Tell Children They Are Wrong

Don’t beat around the bush – when someone is wrong, tell them.

Adults are telling each other all the time “You’re wrong!” and if that’s on Twitter then WWIII usually breaks out.

And why is that?

Perhaps it’s because as children they weren’t told they were wrong.

If someone gets something wrong in a maths lesson then route one for some teachers is to say:

“You are almost there with that! Well done, keep trying!”

“It’s not quite right so have another think.”

“I can see why you may have come to that answer.”

“Just take a look at that one again.”

“Good effort but rewind and have another crack at it.”

“Thank you for giving it a try, would you like to hear how others may have answered?”

“You need to use a different approach for number 6.”

“You’re on the right track for this part, however …” 

“How did you arrive at your answer?”

“Did you think about….”

…..or words to that effect. Fine on occasions and we’ve all used these but sometimes you have to be more direct.

This certainly isn’t route one for many teachers who wouldn’t even contemplate using these responses. They would say that these cotton-wool phrases are precisely the sorts of words that have created the snowflake culture of easily offended and zero resilience.

And perhaps they are right. One person who thinks so is Traci D. W. Jackson and she has written about the dangers of over-protection in her book So This Actually Happened: Tales From A reTired Teacher.

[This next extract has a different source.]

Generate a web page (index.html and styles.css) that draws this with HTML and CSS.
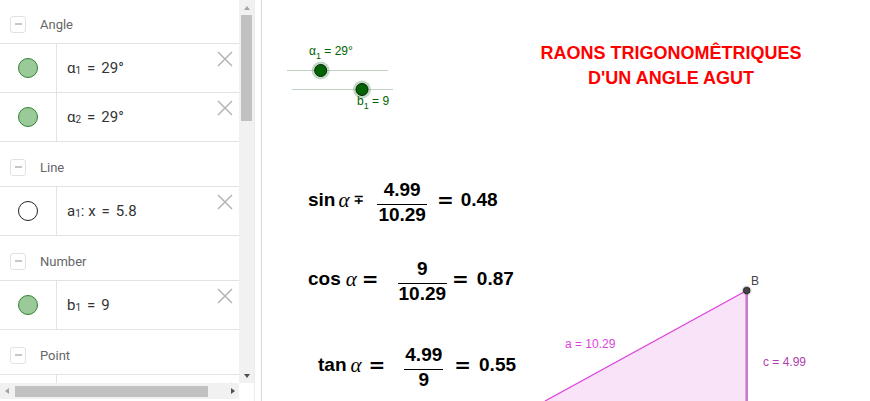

Traci pulls no punches and tells it how it is. She describes a child went running to the school counsellor in distress because she had been told she had got something wrong. The counsellor said that pupils needed to hear kind words and that Traci had hurt the child’s feelings.

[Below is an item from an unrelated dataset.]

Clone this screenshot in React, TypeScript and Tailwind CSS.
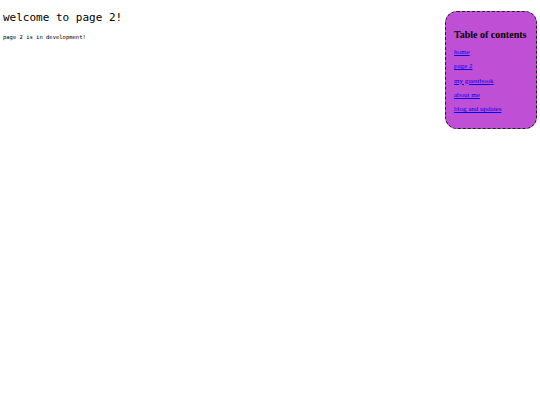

I think most of us would find that hard to stomach especially when Traci was expected to apologise. This of course is barking mad.

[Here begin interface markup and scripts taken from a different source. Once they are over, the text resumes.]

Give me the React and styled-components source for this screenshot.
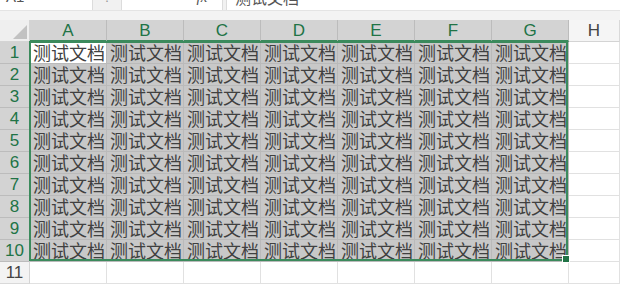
import React from 'react'
import styled, { createGlobalStyle } from 'styled-components'

const GlobalStyle = createGlobalStyle`
  html, body {
    margin: 0;
    padding: 0;
    background: #ffffff;
    overflow: hidden;
  }
`;

const COLS = ['A', 'B', 'C', 'D', 'E', 'F', 'G', 'H'];
const ROWS = Array.from({ length: 11 }, (_, i) => i + 1);
const COL_W = 77;
const ROW_H = 22;
const HEAD_W = 30;
const TEXT = '测试文档';

const isSel = (r, c) => r <= 10 && c < 7;

export default function App() {
  return (
    <Page>
      <GlobalStyle />
      <FormulaBar>
        <NameBox>A1</NameBox>
        <Dots>⋮</Dots>
        <Tools>
          <Tool $w={30}>✕</Tool>
          <Tool $w={30}>✓</Tool>
          <Tool $w={40}><i>fx</i></Tool>
        </Tools>
        <Input>{TEXT}</Input>
      </FormulaBar>
      <Band />
      <Sheet>
        <Grid>
          <Corner>
            <svg width="14" height="14" viewBox="0 0 14 14">
              <polygon points="14,0 14,14 0,14" fill="#c2c2c2" />
            </svg>
          </Corner>
          {COLS.map((c, i) => (
            <ColHead key={c} $sel={i < 7}>{c}</ColHead>
          ))}
          {ROWS.map((r) => (
            <React.Fragment key={r}>
              <RowHead $sel={r <= 10}>{r}</RowHead>
              {COLS.map((c, i) => (
                <Cell key={c} $sel={isSel(r, i)} $active={r === 1 && i === 0}>
                  {isSel(r, i) ? TEXT : ''}
                </Cell>
              ))}
            </React.Fragment>
          ))}
        </Grid>
        <Selection
          style={{
            left: HEAD_W - 1,
            top: ROW_H - 1,
            width: COL_W * 7,
            height: ROW_H * 10,
          }}
        >
          <Handle />
        </Selection>
      </Sheet>
    </Page>
  );
}

const Page = styled.div`
  width: 620px;
  height: 292px;
  overflow: hidden;
  font-family: "Noto Sans CJK SC", "Noto Sans", sans-serif;
`;

const FormulaBar = styled.div`
  display: flex;
  height: 24px;
  margin-top: -14px;
  background: #f1f1f1;
  border-bottom: 1px solid #e4e4e4;
  font-size: 15px;
  color: #555;
`;

const NameBox = styled.div`
  width: 86px;
  padding-left: 6px;
  background: #fff;
  border-right: 1px solid #dcdcdc;
  line-height: 22px;
  font-family: "Liberation Sans", sans-serif;
`;

const Dots = styled.div`
  width: 28px;
  text-align: center;
  line-height: 22px;
  color: #9a9a9a;
  font-family: "DejaVu Sans", sans-serif;
  font-size: 13px;
`;

const Tools = styled.div`
  display: flex;
  width: 100px;
  background: #fff;
  border-left: 1px solid #dcdcdc;
  border-right: 1px solid #dcdcdc;
`;

const Tool = styled.div`
  width: ${(p) => p.$w}px;
  text-align: center;
  line-height: 22px;
  color: #9a9a9a;
  font-family: "DejaVu Sans", sans-serif;
  font-size: 13px;
  i {
    font-family: "Liberation Serif", serif;
    font-size: 15px;
    color: #555;
  }
`;

const Input = styled.div`
  flex: 1;
  margin-left: 3px;
  padding-left: 8px;
  background: #fff;
  border-left: 1px solid #dcdcdc;
  line-height: 22px;
  font-size: 16px;
  color: #555;
`;

const Band = styled.div`
  height: 9px;
  background: #f3f3f3;
`;

const Sheet = styled.div`
  position: relative;
`;

const Grid = styled.div`
  display: grid;
  grid-template-columns: ${HEAD_W}px repeat(7, ${COL_W}px) 1fr;
  grid-auto-rows: ${ROW_H}px;
`;

const Corner = styled.div`
  display: flex;
  align-items: flex-end;
  justify-content: flex-end;
  padding: 0 2px 2px 0;
  background: #efefef;
  border-right: 1px solid #d4d4d4;
  border-bottom: 1px solid #d4d4d4;
  box-sizing: border-box;
`;

const ColHead = styled.div`
  box-sizing: border-box;
  text-align: center;
  font-family: "Liberation Sans", sans-serif;
  font-size: 17px;
  line-height: 22px;
  color: ${(p) => (p.$sel ? '#217346' : '#444')};
  background: ${(p) => (p.$sel ? '#d3d3d3' : '#f5f5f5')};
  border-right: 1px solid ${(p) => (p.$sel ? '#bcbcbc' : '#d9d9d9')};
  border-bottom: ${(p) => (p.$sel ? '2px solid #3b8a5c' : '1px solid #d4d4d4')};
`;

const RowHead = styled.div`
  box-sizing: border-box;
  text-align: center;
  font-family: "Liberation Sans", sans-serif;
  font-size: 17px;
  line-height: 21px;
  color: ${(p) => (p.$sel ? '#217346' : '#444')};
  background: ${(p) => (p.$sel ? '#d3d3d3' : '#f3f3f3')};
  border-bottom: 1px solid ${(p) => (p.$sel ? '#bcbcbc' : '#d9d9d9')};
  border-right: 1px solid #d4d4d4;
`;

const Cell = styled.div`
  box-sizing: border-box;
  overflow: hidden;
  white-space: nowrap;
  padding-left: 3px;
  font-size: 18px;
  line-height: 21px;
  color: #404040;
  background: ${(p) => (p.$active ? '#ffffff' : p.$sel ? '#c8c8c8' : '#ffffff')};
  border-right: 1px solid ${(p) => (p.$sel ? '#bababa' : '#e1e1e1')};
  border-bottom: 1px solid ${(p) => (p.$sel ? '#bababa' : '#e1e1e1')};
`;

const Selection = styled.div`
  position: absolute;
  box-sizing: border-box;
  border: 2px solid #3b8a5c;
  pointer-events: none;
`;

const Handle = styled.div`
  position: absolute;
  right: -4px;
  bottom: -4px;
  width: 6px;
  height: 6px;
  background: #217346;
  border: 1px solid #fff;
`;
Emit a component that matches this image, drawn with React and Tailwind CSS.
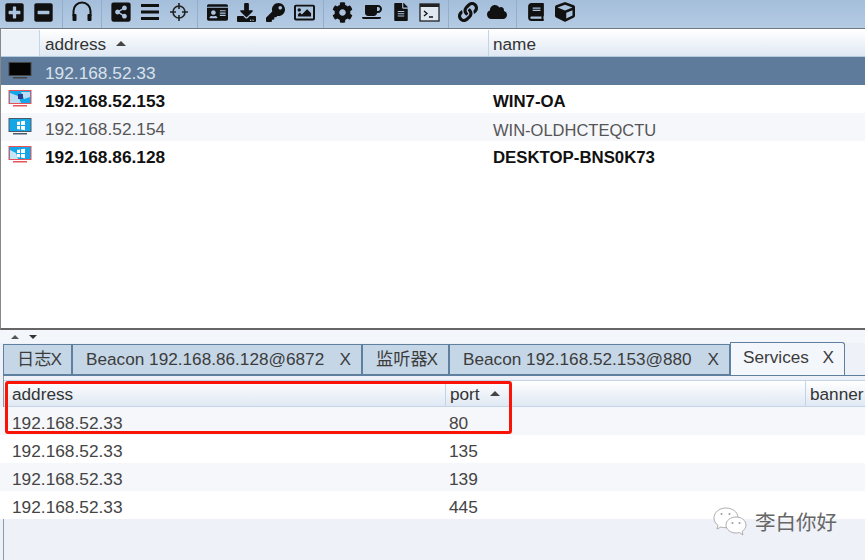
import {
  FaPlusSquare, FaMinusSquare, FaShareAltSquare, FaIdCard, FaDownload, FaKey,
  FaRegImage, FaCog, FaCoffee, FaFileAlt, FaLink, FaCloud, FaBook, FaCube,
} from "react-icons/fa";

const font = "font-['Liberation_Sans','Noto_Sans_CJK_SC',sans-serif]";

function Sep() {
  return <div className="w-px h-[28px] mx-[4.25px] bg-[#c3d5e8] border-l border-[#94aec9]" />;
}

function Slot({ children }) {
  return <div className="w-[29px] h-[28px] pb-[4px] flex items-center justify-center">{children}</div>;
}

function Bars() {
  return (
    <svg width="20" height="18" viewBox="0 0 20 18" fill="#111">
      <rect x="1" y="1" width="18" height="3" />
      <rect x="1" y="7.5" width="18" height="3" />
      <rect x="1" y="14" width="18" height="3" />
    </svg>
  );
}

function Crosshair() {
  return (
    <svg width="20" height="20" viewBox="0 0 20 20" fill="none" stroke="#222" strokeWidth="1.6">
      <circle cx="10" cy="10" r="6" />
      <path d="M10 1v6M10 13v6M1 10h6M13 10h6" />
    </svg>
  );
}

function Headset() {
  return (
    <svg width="22" height="22" viewBox="0 0 22 22">
      <path d="M2.500 15V10a8.500 8.500 0 0 1 17 0v5" fill="none" stroke="#111" strokeWidth="2" />
      <rect x="1.500" y="13" width="4" height="7" rx="1" fill="#111" />
      <rect x="16.500" y="13" width="4" height="7" rx="1" fill="#111" />
    </svg>
  );
}

function Term() {
  return (
    <svg width="21" height="19" viewBox="0 0 21 19">
      <rect x="1" y="1" width="19" height="17" fill="#dfe8f1" stroke="#222" strokeWidth="1.300" />
      <rect x="1" y="1" width="19" height="3" fill="#222" />
      <path d="M5 8l3 2.500-3 2.500M10 14h4" fill="none" stroke="#111" strokeWidth="1.300" />
    </svg>
  );
}

function Monitor({ kind }) {
  const screen = kind === "black" ? "#050505" : "#14a7e8";
  const frame = kind === "black" ? "#444" : kind === "win" ? "#4d5a66" : "#e8535a";
  return (
    <svg width="24" height="20" viewBox="0 0 24 20">
      <rect x="1" y="1.500" width="22" height="13" fill={screen} stroke={frame} />
      {kind === "hit7" && <path d="M2 4l8 3 3 7H2zM13 3h9v5l-6 2z" fill="#b9dcf2" />}
      {kind === "hit7" && <rect x="10" y="5" width="5" height="5" fill="#27408f" />}
      {(kind === "win" || kind === "hit10") && <path d="M9 5l3-.5V8H9zM13 4.300l4-.6V8h-4zM9 9h3v3.400l-3-.5zM13 9h4v4.200l-4-.6z" fill="#fff" />}
      {kind === "hit10" && <path d="M2 5l6 3 2 6H2z" fill="#c5e6f7" />}
      <path d="M5 16h14v1.500H5z" fill={frame} />
    </svg>
  );
}

function Sort() {
  return <span className="ml-[10px] mb-[3px] w-0 h-0 border-x-[5.5px] border-x-transparent border-b-[5px] border-b-[#444]" />;
}

function HeadCell({ className, children }) {
  return (
    <div className={`h-full flex items-center border-r border-[#c3d4e6] bg-gradient-to-b from-white to-[#dfe8f3] text-[17.2px] text-[#333] ${className}`}>
      {children}
    </div>
  );
}

function HostRow({ kind, address, name, bold, bg, text }) {
  return (
    <div className={`h-[28px] flex items-center text-[17.3px] ${bg} ${text} ${bold ? "font-bold" : ""}`}>
      <div className="w-[40px] pl-[7px] flex items-center"><Monitor kind={kind} /></div>
      <div className="w-[448px] pl-[4px] pt-[6px]">{address}</div>
      <div className={`pl-[4px] pt-[6px] ${bold ? "text-[16.8px]" : "text-[16.5px]"}`}>{name}</div>
    </div>
  );
}

function Tab({ w, label, x, active }) {
  return (
    <div className={`${w} shrink-0 flex items-center justify-between text-[17.2px] text-[#3c3c3c] border border-[#5f7f9f] ${active ? "h-[33px] bg-[#f3f6fb] border-b-0 rounded-tr-[3px] pl-[12px] pr-[10px] pb-[3px]" : "h-[31px] bg-[#c5d6e7] pl-[13px] pr-[10px]"}`}>
      <span className="whitespace-nowrap">{label}</span>
      <span className={x}>X</span>
    </div>
  );
}

function PortRow({ port, bg }) {
  return (
    <div className={`h-[28px] flex items-center pt-[6px] text-[17.3px] text-[#444] ${bg}`}>
      <div className="w-[449px] pl-[12px]">192.168.52.33</div>
      <div>{port}</div>
    </div>
  );
}

const hosts = [
  { kind: "black", address: "192.168.52.33", name: "", bg: "bg-[#5e7b9b]", text: "text-[#d9e2ec]" },
  { kind: "hit7", address: "192.168.52.153", name: "WIN7-OA", bold: true, bg: "bg-white", text: "text-[#111]" },
  { kind: "win", address: "192.168.52.154", name: "WIN-OLDHCTEQCTU", bg: "bg-[#f6f7fb]", text: "text-[#555]" },
  { kind: "hit10", address: "192.168.86.128", name: "DESKTOP-BNS0K73", bold: true, bg: "bg-white", text: "text-[#111]" },
];

export default function App() {
  return (
    <div className={`w-[865px] h-[560px] overflow-hidden relative flex flex-col bg-white ${font}`}>
      <div className="h-[28px] shrink-0 flex items-center bg-gradient-to-b from-[#a4bedb] to-[#b4cbe3] text-[#111] border-b border-[#6f7a85] box-content">
        <Slot><FaPlusSquare size={21} /></Slot>
        <Slot><FaMinusSquare size={21} /></Slot>
        <Sep />
        <Slot><Headset /></Slot>
        <Sep />
        <Slot><FaShareAltSquare size={22} /></Slot>
        <Slot><Bars /></Slot>
        <Slot><Crosshair /></Slot>
        <Sep />
        <Slot><FaIdCard size={21} /></Slot>
        <Slot><FaDownload size={19} /></Slot>
        <Slot><FaKey size={19} /></Slot>
        <Slot><FaRegImage size={21} /></Slot>
        <Sep />
        <Slot><FaCog size={21} /></Slot>
        <Slot><FaCoffee size={20} /></Slot>
        <Slot><FaFileAlt size={18} /></Slot>
        <Slot><Term /></Slot>
        <Sep />
        <Slot><FaLink size={20} /></Slot>
        <Slot><FaCloud size={20} /></Slot>
        <Sep />
        <Slot><FaBook size={18} /></Slot>
        <Slot><FaCube size={20} /></Slot>
      </div>

      <div className="h-[301px] shrink-0 bg-white border-b-2 border-[#666] border-l border-l-[#888]">
        <div className="h-[27px] mt-[1px] flex border-b border-[#b5cbe0]">
          <HeadCell className="w-[39px] !bg-none !bg-[#eef3f9]" />
          <HeadCell className="w-[449px] pl-[5px] pt-[4px]">address<Sort /></HeadCell>
          <HeadCell className="flex-1 pl-[4px] pt-[4px] !border-r-0">name</HeadCell>
        </div>
        {hosts.map((h) => <HostRow key={h.address} {...h} />)}
      </div>

      <div className="h-[13px] shrink-0 flex items-center gap-[10px] pl-[11px] bg-[#f3f6fb]">
        <span className="w-0 h-0 border-x-[4px] border-x-transparent border-b-[4px] border-b-[#555]" />
        <span className="w-0 h-0 border-x-[4px] border-x-transparent border-t-[4px] border-t-[#333]" />
      </div>

      <div className="flex-1 flex flex-col bg-[#eef1f8] pl-[3px]">
        <div className="h-[33px] shrink-0 flex items-end border-b border-[#5f7f9f]">
          <Tab w="w-[69px]" label="日志" x="-ml-[1px]" />
          <Tab w="w-[290px]" label="Beacon 192.168.86.128@6872" x="" />
          <Tab w="w-[87px]" label="监听器" x="-ml-[1px]" />
          <Tab w="w-[281px]" label="Beacon 192.168.52.153@880" x="" />
          <Tab w="w-[115px]" label="Services" x="" active />
        </div>
        <div className="flex-1 border-l border-[#8b9bab] bg-[#eef1f8] pt-[4px]">
          <div className="h-[27px] flex border-y border-y-[#c3d4e6]">
            <HeadCell className="w-[442px] pl-[8px] pt-[2px]">address</HeadCell>
            <HeadCell className="w-[360px] pl-[4px] pt-[2px]">port<Sort /></HeadCell>
            <HeadCell className="flex-1 pl-[4px] pt-[2px] !border-r-0 whitespace-nowrap">banner</HeadCell>
          </div>
          <div className="-ml-[4px]">
            <PortRow port="80" bg="bg-[#f6f7fb]" />
            <PortRow port="135" bg="bg-white" />
            <PortRow port="139" bg="bg-[#f6f7fb]" />
            <PortRow port="445" bg="bg-white" />
          </div>
        </div>
      </div>

      <div className="absolute left-[5px] top-[381px] w-[507px] h-[53px] border-[3px] border-[#fa1408] rounded-[3px]" />

      <div className="absolute left-[712px] top-[506px] flex items-center gap-[7px]">
        <svg width="36" height="30" viewBox="0 0 36 30" fill="#fff" stroke="#a5a5a5" strokeWidth="0.9">
          <path d="M14 2C7 2 2 6.500 2 12c0 3 1.500 5.500 4 7.300L5 23l4-2c1.500.5 3 .7 5 .7 6 0 12-4 12-10S20 2 14 2z" />
          <path d="M24 11c-5.500 0-10 3.600-10 8s4.500 8 10 8c1.200 0 2.300-.2 3.300-.5L31 29l-1-3.500c2.500-1.500 4-3.900 4-6.500 0-4.400-4.500-8-10-8z" />
          <circle cx="9.500" cy="8" r="1" fill="#999" stroke="none" />
          <circle cx="17.500" cy="8" r="1" fill="#999" stroke="none" />
          <circle cx="20.500" cy="17" r="1" fill="#999" stroke="none" />
          <circle cx="27.500" cy="17" r="1" fill="#999" stroke="none" />
        </svg>
        <span className="text-[20.5px] text-[#666] font-['Noto_Sans_CJK_SC',sans-serif]">李白你好</span>
      </div>
    </div>
  );
}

Quite rightly, Traci says that we have to prepare children for the real world and the sugar-coated soft responses we give children might sound innocent enough and compassionate but they backfire later in life. The dressed-up phrases are okay in moderation but they can limit personal growth when used all the time.

Over-sensitive children can bounce back from being told they are wrong so that they become better able to internalise the message and move on.

As Traci says,

We have to prepare students for the contest they won’t win, the project that they will not receive a perfect score, the academic scholarship they may not receive and the love that won’t love them back. We must teach them that at times it’s ok to cry, but then you’ve gotta move right the hell on to the next moment, the next experience, the next disappointment. It’s life.

A positive and trusting environment can use the word wrong without it feeling wrong. It needs to be said and within a resilience-led classroom it can be done. Children need feedback, especially when their answer is incorrect but we can start off by saying, “No, that one’s wrong.”